**** COLLECTED DATA

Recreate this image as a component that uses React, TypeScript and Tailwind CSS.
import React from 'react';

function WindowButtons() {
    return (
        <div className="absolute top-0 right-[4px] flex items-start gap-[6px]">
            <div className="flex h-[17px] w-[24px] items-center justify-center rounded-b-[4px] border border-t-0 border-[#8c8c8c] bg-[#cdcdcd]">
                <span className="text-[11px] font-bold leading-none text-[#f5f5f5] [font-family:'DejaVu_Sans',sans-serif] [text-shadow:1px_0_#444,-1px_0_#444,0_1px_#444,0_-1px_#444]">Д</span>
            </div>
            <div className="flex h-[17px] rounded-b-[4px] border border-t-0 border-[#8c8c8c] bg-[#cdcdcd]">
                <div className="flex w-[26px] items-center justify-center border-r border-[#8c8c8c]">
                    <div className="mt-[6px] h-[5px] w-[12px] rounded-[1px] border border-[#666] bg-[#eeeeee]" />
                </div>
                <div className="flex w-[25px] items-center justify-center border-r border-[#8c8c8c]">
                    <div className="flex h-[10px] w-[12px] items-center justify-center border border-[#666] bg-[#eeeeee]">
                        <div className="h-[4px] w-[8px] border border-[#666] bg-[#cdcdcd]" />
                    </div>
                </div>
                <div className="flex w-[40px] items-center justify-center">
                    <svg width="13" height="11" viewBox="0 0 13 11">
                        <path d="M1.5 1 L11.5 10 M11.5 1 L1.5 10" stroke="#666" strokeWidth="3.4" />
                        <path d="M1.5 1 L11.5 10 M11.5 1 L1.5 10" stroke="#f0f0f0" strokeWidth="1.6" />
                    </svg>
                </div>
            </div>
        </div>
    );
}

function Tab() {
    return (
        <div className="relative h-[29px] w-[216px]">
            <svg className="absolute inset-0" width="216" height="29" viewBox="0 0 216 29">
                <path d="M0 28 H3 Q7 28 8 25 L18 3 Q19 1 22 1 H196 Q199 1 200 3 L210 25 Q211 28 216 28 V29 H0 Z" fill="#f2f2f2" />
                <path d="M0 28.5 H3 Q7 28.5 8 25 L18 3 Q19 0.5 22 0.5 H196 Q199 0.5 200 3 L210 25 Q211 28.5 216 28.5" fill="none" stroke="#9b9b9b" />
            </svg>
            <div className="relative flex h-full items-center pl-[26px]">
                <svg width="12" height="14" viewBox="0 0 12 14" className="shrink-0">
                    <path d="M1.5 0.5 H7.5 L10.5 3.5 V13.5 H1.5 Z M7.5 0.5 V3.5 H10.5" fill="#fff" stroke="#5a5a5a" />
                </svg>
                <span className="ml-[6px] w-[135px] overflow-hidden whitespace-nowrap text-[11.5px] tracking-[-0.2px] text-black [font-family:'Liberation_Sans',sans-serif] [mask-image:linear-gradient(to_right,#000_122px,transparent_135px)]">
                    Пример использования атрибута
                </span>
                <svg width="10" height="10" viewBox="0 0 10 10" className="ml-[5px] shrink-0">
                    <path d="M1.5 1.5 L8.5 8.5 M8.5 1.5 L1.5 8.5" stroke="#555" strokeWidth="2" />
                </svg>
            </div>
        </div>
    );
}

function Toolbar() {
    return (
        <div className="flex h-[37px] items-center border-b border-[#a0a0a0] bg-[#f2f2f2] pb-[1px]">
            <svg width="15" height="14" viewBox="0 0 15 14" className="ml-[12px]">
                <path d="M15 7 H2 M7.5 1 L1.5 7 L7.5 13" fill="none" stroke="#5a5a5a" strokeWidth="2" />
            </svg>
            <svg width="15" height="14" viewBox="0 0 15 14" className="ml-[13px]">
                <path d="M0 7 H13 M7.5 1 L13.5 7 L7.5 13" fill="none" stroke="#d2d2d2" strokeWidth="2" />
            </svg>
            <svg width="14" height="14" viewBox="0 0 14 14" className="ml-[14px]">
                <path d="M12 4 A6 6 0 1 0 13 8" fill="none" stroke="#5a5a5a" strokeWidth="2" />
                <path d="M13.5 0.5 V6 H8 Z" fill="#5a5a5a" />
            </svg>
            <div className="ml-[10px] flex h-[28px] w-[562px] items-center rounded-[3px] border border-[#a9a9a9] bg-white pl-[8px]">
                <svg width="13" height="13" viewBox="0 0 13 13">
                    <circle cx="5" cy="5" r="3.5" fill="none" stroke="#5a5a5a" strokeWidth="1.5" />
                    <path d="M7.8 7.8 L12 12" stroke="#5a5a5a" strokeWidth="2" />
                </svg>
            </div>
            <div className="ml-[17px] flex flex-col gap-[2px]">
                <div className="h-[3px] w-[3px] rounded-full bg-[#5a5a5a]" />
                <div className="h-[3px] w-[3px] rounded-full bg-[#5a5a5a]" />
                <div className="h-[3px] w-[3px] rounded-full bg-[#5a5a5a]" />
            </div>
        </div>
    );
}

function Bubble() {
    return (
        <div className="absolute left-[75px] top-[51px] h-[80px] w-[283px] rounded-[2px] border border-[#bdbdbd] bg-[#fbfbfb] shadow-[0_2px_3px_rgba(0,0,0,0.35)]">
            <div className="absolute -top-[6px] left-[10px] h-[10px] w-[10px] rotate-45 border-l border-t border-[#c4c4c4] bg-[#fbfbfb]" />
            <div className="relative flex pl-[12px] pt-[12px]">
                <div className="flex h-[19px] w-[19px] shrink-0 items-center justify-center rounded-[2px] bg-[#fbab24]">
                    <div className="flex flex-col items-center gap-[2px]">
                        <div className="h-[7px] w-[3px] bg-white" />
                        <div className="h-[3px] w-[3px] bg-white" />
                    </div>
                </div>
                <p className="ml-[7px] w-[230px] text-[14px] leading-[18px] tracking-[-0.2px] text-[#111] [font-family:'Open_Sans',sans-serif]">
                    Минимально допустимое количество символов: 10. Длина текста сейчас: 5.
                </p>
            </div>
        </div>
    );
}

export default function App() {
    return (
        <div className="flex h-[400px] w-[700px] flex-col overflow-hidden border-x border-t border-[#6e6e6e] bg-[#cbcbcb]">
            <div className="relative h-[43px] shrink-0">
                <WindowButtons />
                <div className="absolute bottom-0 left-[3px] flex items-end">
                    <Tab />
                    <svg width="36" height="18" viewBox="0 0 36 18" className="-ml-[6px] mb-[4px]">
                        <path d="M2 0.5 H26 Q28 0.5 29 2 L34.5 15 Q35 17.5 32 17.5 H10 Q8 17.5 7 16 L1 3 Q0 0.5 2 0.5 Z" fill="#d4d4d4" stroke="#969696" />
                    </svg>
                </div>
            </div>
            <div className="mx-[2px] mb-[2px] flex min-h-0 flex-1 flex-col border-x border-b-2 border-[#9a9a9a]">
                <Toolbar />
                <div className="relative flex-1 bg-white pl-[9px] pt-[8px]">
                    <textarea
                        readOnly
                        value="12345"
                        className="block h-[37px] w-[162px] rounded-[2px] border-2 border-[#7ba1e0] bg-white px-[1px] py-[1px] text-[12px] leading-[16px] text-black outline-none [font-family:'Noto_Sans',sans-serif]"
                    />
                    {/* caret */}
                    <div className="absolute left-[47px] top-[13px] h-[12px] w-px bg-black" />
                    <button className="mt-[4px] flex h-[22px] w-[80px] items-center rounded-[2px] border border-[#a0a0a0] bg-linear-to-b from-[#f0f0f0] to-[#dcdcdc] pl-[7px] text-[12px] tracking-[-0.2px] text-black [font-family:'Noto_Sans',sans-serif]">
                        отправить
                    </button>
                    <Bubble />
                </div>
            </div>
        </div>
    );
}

********

◆ YOUR GOAL ◆
Copy, please, exactly the lines that start at the first line of the data and end at the line containing "import React from 'react';", both kept and no others.

◆ ANSWER FOR THE TASK ◆
Recreate this image as a component that uses React, TypeScript and Tailwind CSS.
import React from 'react';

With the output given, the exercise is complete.